What you will do:
Within the entries below, find the portion that opens with the line containing "Recreate this image" and closes with the line containing "string; symbol: string". Retype that portion exactly and only.

Exercise input:
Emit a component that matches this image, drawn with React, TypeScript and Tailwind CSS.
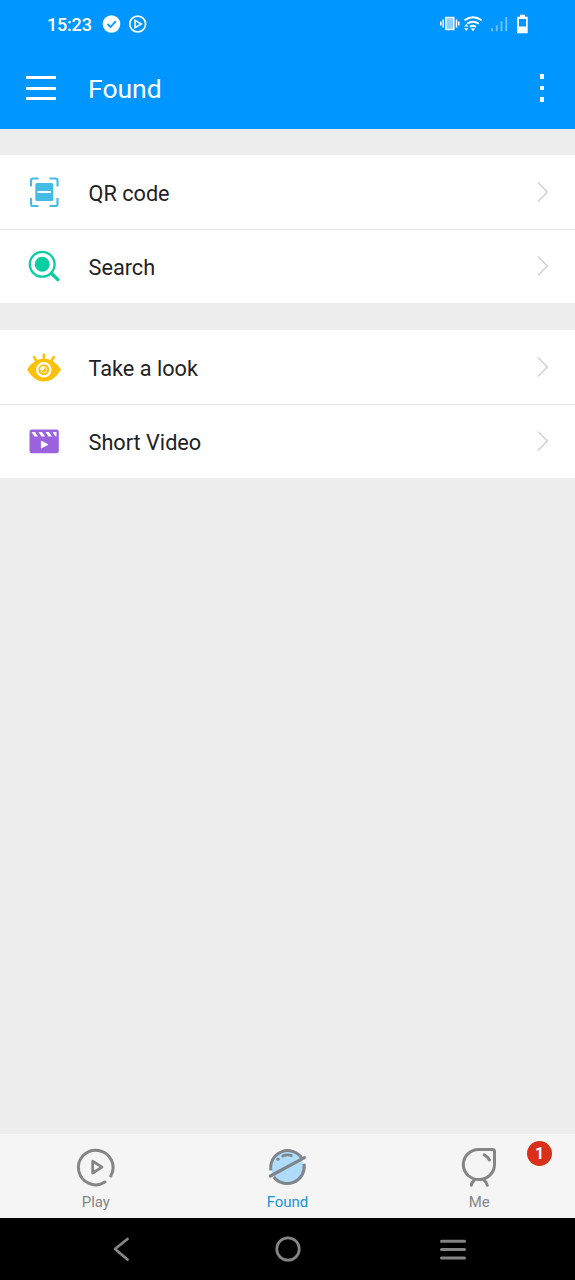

* * *

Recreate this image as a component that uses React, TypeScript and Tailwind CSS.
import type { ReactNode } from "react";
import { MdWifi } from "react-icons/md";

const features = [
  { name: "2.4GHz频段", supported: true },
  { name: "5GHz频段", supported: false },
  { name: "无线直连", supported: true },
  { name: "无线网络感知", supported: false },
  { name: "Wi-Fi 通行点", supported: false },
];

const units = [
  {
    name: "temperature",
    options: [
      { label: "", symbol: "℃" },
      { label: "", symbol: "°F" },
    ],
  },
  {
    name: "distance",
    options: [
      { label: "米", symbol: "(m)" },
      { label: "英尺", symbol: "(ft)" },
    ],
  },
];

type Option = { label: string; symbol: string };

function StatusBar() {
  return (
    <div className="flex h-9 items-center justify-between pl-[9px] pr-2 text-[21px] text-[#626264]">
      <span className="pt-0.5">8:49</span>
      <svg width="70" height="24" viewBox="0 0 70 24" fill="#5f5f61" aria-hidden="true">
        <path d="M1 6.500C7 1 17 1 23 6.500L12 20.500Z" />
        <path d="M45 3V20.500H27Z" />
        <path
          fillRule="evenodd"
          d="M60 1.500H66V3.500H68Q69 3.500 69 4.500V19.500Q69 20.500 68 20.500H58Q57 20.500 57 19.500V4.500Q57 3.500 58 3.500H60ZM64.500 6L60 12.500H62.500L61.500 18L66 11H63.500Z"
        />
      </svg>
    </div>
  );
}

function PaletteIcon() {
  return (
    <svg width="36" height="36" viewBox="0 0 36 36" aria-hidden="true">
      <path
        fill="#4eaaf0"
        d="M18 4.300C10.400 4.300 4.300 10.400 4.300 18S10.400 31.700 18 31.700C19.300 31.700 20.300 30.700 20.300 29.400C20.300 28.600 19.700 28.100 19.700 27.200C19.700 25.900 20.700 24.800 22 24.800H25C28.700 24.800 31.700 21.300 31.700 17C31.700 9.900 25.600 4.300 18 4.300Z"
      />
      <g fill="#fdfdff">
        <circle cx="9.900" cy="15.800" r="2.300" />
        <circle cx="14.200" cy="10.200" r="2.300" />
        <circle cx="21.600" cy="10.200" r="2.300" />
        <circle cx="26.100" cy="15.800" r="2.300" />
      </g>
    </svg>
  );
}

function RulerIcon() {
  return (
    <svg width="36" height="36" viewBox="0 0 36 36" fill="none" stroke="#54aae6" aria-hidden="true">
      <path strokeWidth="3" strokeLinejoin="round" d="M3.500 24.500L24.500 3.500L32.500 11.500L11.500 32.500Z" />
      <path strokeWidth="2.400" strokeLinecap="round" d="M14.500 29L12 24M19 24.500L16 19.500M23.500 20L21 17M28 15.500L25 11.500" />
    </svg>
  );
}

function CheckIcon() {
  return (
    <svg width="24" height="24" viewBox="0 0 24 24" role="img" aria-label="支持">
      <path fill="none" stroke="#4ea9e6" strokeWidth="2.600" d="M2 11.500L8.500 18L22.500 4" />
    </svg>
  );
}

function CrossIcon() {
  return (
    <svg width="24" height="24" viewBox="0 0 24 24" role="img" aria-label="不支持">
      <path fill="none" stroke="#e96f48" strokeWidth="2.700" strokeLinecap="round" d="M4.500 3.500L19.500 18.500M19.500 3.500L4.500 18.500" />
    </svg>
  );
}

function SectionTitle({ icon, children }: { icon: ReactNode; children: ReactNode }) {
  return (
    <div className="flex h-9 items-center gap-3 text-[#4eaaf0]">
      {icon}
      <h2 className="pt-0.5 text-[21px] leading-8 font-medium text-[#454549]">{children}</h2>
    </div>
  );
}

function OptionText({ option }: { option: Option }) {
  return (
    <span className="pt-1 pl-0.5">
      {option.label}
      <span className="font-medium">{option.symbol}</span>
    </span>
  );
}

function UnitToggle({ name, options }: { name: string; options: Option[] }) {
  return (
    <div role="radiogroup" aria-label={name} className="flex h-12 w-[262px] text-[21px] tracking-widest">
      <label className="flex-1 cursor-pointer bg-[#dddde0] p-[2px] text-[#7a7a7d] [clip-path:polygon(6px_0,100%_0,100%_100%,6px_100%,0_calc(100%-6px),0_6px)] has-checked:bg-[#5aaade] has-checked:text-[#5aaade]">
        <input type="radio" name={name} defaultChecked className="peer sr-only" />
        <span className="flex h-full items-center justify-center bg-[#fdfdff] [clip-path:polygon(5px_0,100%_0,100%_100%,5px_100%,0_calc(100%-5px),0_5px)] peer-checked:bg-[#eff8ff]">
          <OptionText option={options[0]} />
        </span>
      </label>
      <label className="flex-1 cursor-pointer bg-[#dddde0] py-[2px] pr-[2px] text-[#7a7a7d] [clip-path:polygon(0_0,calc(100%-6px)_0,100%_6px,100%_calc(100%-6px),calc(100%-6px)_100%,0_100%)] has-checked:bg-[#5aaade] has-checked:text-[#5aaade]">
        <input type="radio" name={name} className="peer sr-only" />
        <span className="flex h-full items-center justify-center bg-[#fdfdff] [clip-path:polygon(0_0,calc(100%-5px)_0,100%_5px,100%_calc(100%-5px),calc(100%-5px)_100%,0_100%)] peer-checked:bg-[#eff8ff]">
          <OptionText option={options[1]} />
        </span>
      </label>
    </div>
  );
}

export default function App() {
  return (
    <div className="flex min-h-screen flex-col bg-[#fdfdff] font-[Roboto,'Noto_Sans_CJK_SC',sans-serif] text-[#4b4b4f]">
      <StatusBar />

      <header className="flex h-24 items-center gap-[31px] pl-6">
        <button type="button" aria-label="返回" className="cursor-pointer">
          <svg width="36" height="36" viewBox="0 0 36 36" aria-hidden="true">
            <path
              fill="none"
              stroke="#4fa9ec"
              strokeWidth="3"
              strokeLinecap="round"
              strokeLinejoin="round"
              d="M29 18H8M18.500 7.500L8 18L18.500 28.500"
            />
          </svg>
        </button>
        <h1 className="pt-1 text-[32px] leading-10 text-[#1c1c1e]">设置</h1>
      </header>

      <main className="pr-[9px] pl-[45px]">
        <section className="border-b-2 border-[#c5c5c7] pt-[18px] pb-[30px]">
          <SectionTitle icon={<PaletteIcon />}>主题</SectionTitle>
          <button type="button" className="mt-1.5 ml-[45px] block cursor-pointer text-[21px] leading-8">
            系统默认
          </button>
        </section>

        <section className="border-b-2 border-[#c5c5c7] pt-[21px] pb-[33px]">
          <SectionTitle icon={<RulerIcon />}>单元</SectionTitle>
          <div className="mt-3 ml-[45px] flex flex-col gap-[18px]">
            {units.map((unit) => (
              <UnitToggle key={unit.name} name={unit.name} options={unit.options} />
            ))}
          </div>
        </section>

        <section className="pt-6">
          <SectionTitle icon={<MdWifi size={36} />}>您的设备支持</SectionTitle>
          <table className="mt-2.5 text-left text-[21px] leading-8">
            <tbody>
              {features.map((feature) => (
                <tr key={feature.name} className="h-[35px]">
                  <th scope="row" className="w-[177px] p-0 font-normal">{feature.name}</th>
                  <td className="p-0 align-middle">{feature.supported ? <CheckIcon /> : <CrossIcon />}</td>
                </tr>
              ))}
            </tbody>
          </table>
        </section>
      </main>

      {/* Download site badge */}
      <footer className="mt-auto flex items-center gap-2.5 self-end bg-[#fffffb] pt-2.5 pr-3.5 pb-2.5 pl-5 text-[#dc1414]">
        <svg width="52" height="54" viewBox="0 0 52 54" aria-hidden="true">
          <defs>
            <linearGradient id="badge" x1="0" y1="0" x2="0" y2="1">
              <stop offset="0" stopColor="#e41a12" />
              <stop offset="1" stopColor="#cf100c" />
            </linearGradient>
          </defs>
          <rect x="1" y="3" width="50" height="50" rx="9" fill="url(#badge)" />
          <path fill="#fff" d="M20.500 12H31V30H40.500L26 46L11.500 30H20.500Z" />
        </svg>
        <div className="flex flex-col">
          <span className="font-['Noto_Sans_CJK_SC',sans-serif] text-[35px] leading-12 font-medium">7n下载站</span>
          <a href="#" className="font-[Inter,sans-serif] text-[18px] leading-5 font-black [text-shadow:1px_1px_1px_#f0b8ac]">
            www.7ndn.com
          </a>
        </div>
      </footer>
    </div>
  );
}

Output for this task:
Recreate this image as a component that uses React, TypeScript and Tailwind CSS.
import type { ReactNode } from "react";
import { MdWifi } from "react-icons/md";

const features = [
  { name: "2.4GHz频段", supported: true },
  { name: "5GHz频段", supported: false },
  { name: "无线直连", supported: true },
  { name: "无线网络感知", supported: false },
  { name: "Wi-Fi 通行点", supported: false },
];

const units = [
  {
    name: "temperature",
    options: [
      { label: "", symbol: "℃" },
      { label: "", symbol: "°F" },
    ],
  },
  {
    name: "distance",
    options: [
      { label: "米", symbol: "(m)" },
      { label: "英尺", symbol: "(ft)" },
    ],
  },
];

type Option = { label: string; symbol: string };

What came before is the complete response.